Analysis and conclusion from the 4th Judicial District Attorney’s Office:

“Officer Gardner was justified in his use of deadly force during this incident. Mr. Jacques posed an immediate threat to Officer Gardner as he fired a handgun as Officer Gardner was attempting to take him into custody. Mr. Jacques died as the result of gunshot wounds caused by two bullets fired by Officer Gardner. This was a Homicide, but the use of deadly physical force by Officer Gardner was justified. Officer Gardner considered and used less lethal options and only turned to use of deadly physical force after Mr. Jacques shot at him creating an imminent deadly threat. The shot was in the direction of a busy street, creating a possible deadly risk to the greater community.

In making this determination the facts of this case must be analyzed in light of CRS 18-1-704 and CRS18-1-707:

C.R.S. § 18-1-704 sets forth the standards for the use of force in defense of a person:

(1) … a person is justified in using physical force upon another person in order to defend himself or a third person from what he reasonably believes to be the use of unlawful physical force by that other person, and he may use a degree of force which he reasonably believes to be necessary for that purpose.

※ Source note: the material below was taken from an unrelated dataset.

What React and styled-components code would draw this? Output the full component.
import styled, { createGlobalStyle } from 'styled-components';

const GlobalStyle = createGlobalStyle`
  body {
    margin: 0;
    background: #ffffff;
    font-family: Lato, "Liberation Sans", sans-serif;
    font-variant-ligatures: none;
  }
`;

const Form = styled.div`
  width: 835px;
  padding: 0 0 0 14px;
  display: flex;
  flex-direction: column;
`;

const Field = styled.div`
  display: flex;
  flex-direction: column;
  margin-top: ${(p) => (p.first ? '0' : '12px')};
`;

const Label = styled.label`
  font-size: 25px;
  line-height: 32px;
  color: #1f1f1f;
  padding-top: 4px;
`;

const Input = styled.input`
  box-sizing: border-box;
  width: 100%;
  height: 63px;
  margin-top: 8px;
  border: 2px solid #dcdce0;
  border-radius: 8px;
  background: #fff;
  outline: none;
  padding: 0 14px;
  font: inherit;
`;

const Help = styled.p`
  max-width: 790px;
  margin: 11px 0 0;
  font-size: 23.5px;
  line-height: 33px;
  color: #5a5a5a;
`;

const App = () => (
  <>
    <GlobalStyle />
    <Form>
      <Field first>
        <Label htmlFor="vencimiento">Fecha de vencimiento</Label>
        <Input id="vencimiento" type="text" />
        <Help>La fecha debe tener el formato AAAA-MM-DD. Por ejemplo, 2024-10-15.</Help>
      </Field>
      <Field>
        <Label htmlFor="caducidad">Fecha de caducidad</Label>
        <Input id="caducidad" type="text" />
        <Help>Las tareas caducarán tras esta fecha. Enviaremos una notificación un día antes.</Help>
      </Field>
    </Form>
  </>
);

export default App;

(2) Deadly physical force may be used only if a person reasonably believes a lesser degree of force is inadequate and (a) The actor has a reasonable ground to believe, and does believe, that he or another person is in imminent danger of being killed or of receiving great bodily injury.miss

C.R.S. § 18-1-707 sets forth the standard for use of physical force in making an arrest or in preventing an escape:

(1) Peace officers, in carrying out their duties, shall apply nonviolent means, when possible, before resorting to the use of physical force. A peace officer may use physical force only if nonviolent means would be ineffective in effecting an arrest, preventing an escape, or preventing an imminent threat of serious bodily injury or death to the peace officer or another person.

(3) A peace officer is justified in using deadly physical force to make an arrest only when all other means of apprehension are unreasonable given the circumstances and: (a) The arrest is for a felony involving conduct including the use or threatened use of deadly physical force; (b) The suspect poses an immediate threat to the peace officer or another person; (c) The force employed does not create a substantial risk of injury to other persons.

After completing a thorough review of the facts and evidence the 4th Judicial District Attorney’s Office has determined the use of deadly physical force by Colorado Springs Police Department Officer Chase Gardner was justified under the law of the State of Colorado.”